### Stored data
---

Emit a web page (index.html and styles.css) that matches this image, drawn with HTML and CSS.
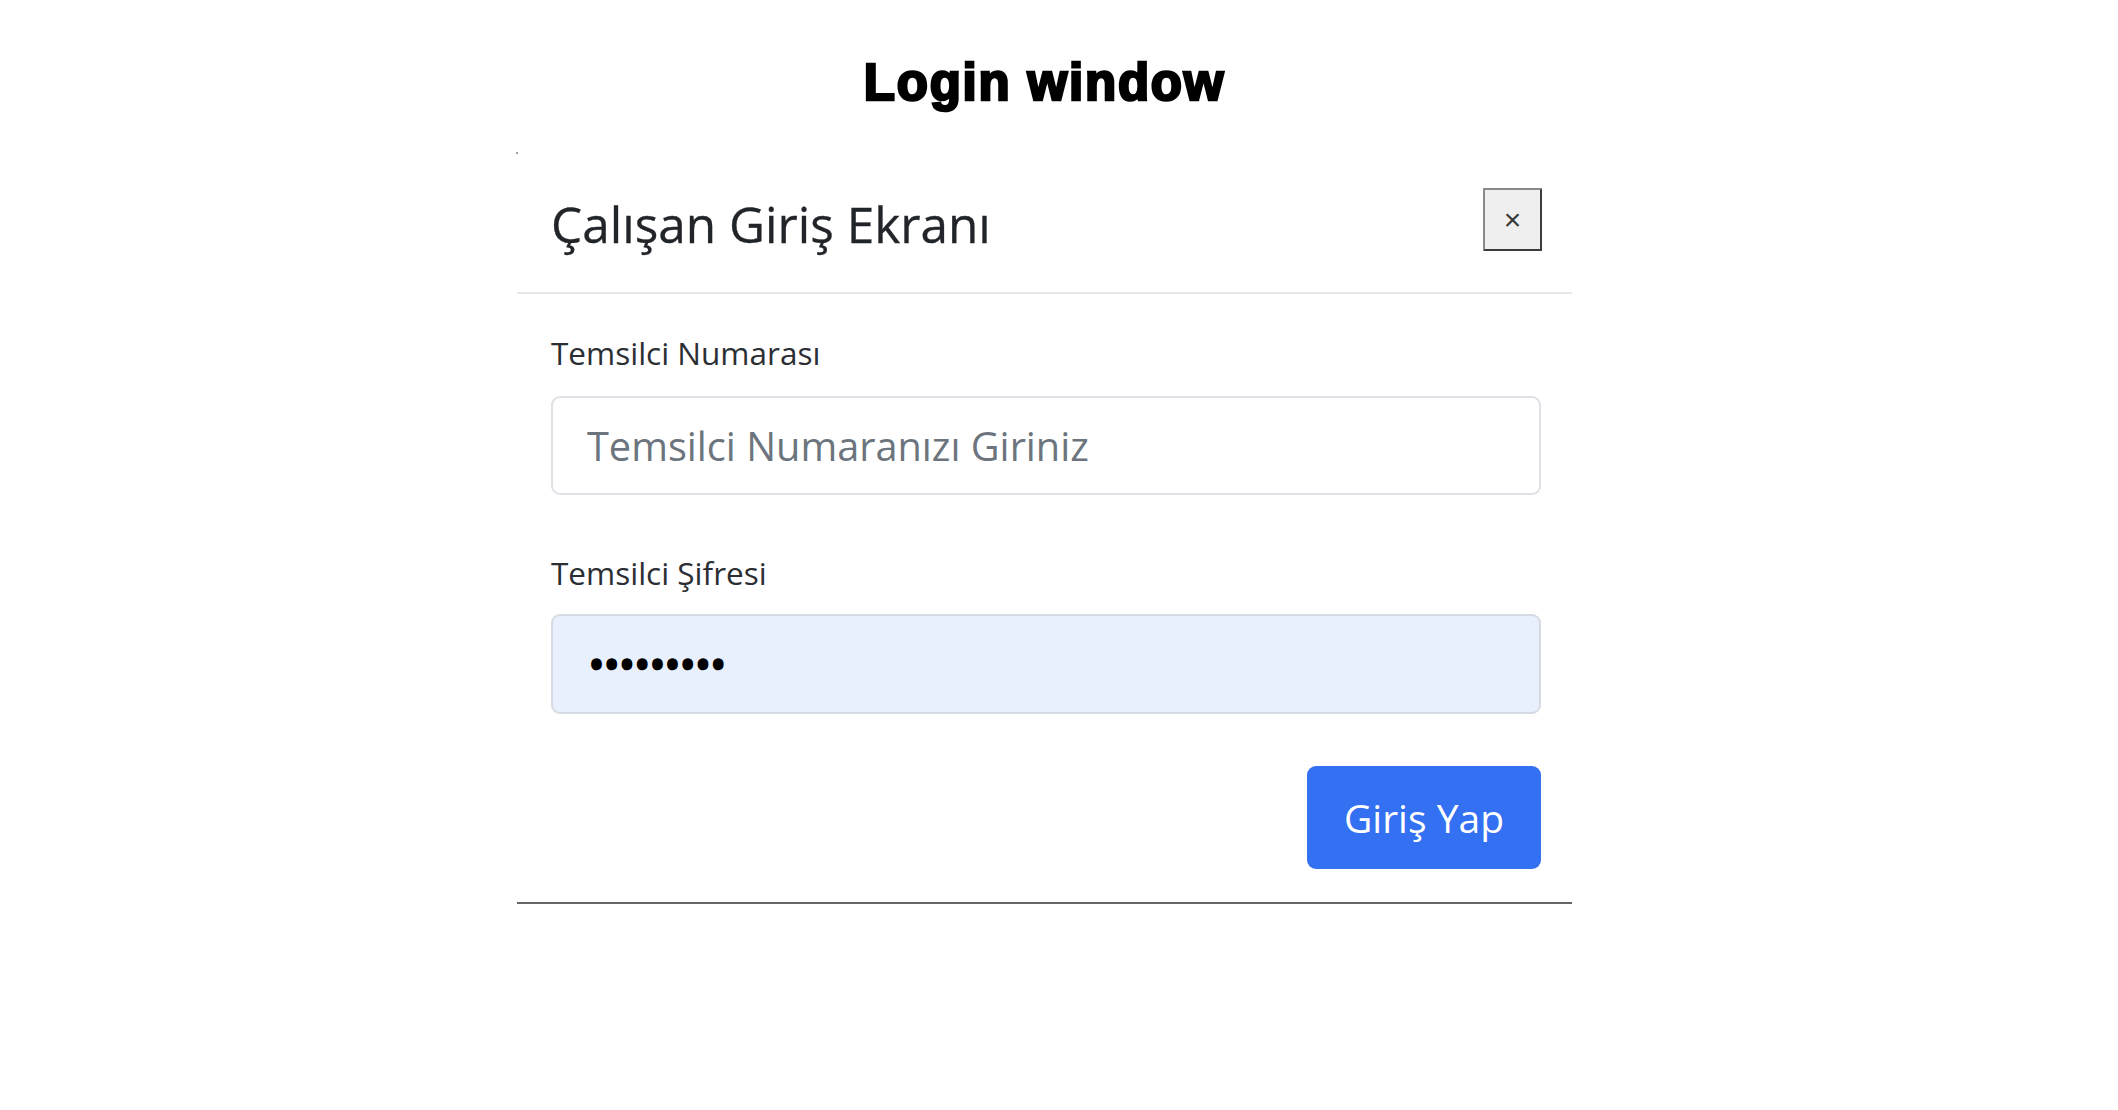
FILE: index.html
```html
<!DOCTYPE html>
<html lang="tr">
<head>
<meta charset="utf-8">
<title>Login window</title>
<link rel="stylesheet" href="styles.css">
</head>
<body>
<div class="page">
  <h1 class="page-title">Login window</h1>
  <div class="modal">
    <div class="modal-header">
      <h2 class="modal-title">Çalışan Giriş Ekranı</h2>
      <button class="close-btn" type="button">×</button>
    </div>
    <div class="modal-body">
      <div class="form-group">
        <label class="form-label" for="num">Temsilci Numarası</label>
        <input class="form-control" id="num" type="text" placeholder="Temsilci Numaranızı Giriniz">
      </div>
      <div class="form-group">
        <label class="form-label" for="pass">Temsilci Şifresi</label>
        <input class="form-control autofill" id="pass" type="password" value="123456789">
      </div>
      <div class="modal-footer">
        <button class="btn-primary" type="button">Giriş Yap</button>
      </div>
    </div>
  </div>
</div>
</body>
</html>
```

FILE: styles.css
```css
html, body {
  margin: 0;
  padding: 0;
  background: #ffffff;
}

.page {
  width: 1055px;
  margin-left: 517px;
  padding-top: 57px;
}

.page-title {
  margin: 0;
  font-family: "Liberation Sans", Arial, sans-serif;
  font-weight: 700;
  font-size: 51px;
  line-height: 1;
  letter-spacing: 1.8px;
  color: #000;
  -webkit-text-stroke: 2.6px #000;
  text-align: center;
}

.modal {
  position: relative;
  margin-top: 44px;
  background: #fff;
  border-bottom: 2px solid #666666;
  font-family: "Open Sans", "Noto Sans", sans-serif;
  color: #212529;
}

.modal::before {
  content: "";
  position: absolute;
  left: -1px;
  top: 0;
  width: 2px;
  height: 2px;
  background: #a0a0a0;
}

.modal-header {
  display: flex;
  align-items: center;
  justify-content: space-between;
  padding: 36px 30px 41px 34px;
  border-bottom: 2px solid #e6e8eb;
}

.modal-title {
  margin: 5px 0 -5px 0;
  font-size: 49.5px;
  font-weight: 500;
  line-height: 1.2;
  color: #212529;
  -webkit-text-stroke: 0.3px #212529;
}

.close-btn {
  width: 59px;
  height: 63px;
  padding: 0;
  background: #efefef;
  border-style: solid;
  border-width: 2px;
  border-color: #8a8a8a #3c3c3c #3c3c3c #8a8a8a;
  border-radius: 1px;
  font-family: "Liberation Sans", Arial, sans-serif;
  font-size: 30px;
  line-height: 1;
  color: #3a3a3a;
}

.modal-body {
  padding: 35px 31px 33px 34px;
}

.form-group {
  margin-bottom: 54px;
}

.form-label {
  display: block;
  margin-bottom: 19px;
  font-size: 31.5px;
  line-height: 48px;
  color: #2b2f33;
}

.form-group + .form-group .form-label {
  margin-bottom: 17px;
}

.form-control {
  display: block;
  box-sizing: border-box;
  width: 100%;
  height: 99px;
  padding: 0 34px;
  border: 2px solid #dee2e6;
  border-radius: 9px;
  background: #fff;
  font-family: "Open Sans", "Noto Sans", sans-serif;
  font-size: 39.7px;
  color: #000;
  outline: none;
}

.form-control::placeholder {
  color: #6c757d;
}

.form-control.autofill {
  height: 100px;
  background: #e8f0fe;
  border-color: #d6dbe3;
  letter-spacing: 0.3px;
  padding-left: 36px;
  -webkit-text-stroke: 2.5px #000;
}

.modal-footer {
  display: flex;
  justify-content: flex-end;
  margin-top: -2px;
}

.btn-primary {
  width: 234px;
  height: 103px;
  padding: 0;
  border: none;
  border-radius: 9px;
  background: #3370f2;
  color: #fff;
  font-family: "Open Sans", "Noto Sans", sans-serif;
  font-size: 39px;
  line-height: 1;
}
```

---

### Your goal
Which lines contain the word "page"? Return each of them.

### Output for this exercise
Emit a web page (index.html and styles.css) that matches this image, drawn with HTML and CSS.
<div class="page">
  <h1 class="page-title">Login window</h1>
.page {
.page-title {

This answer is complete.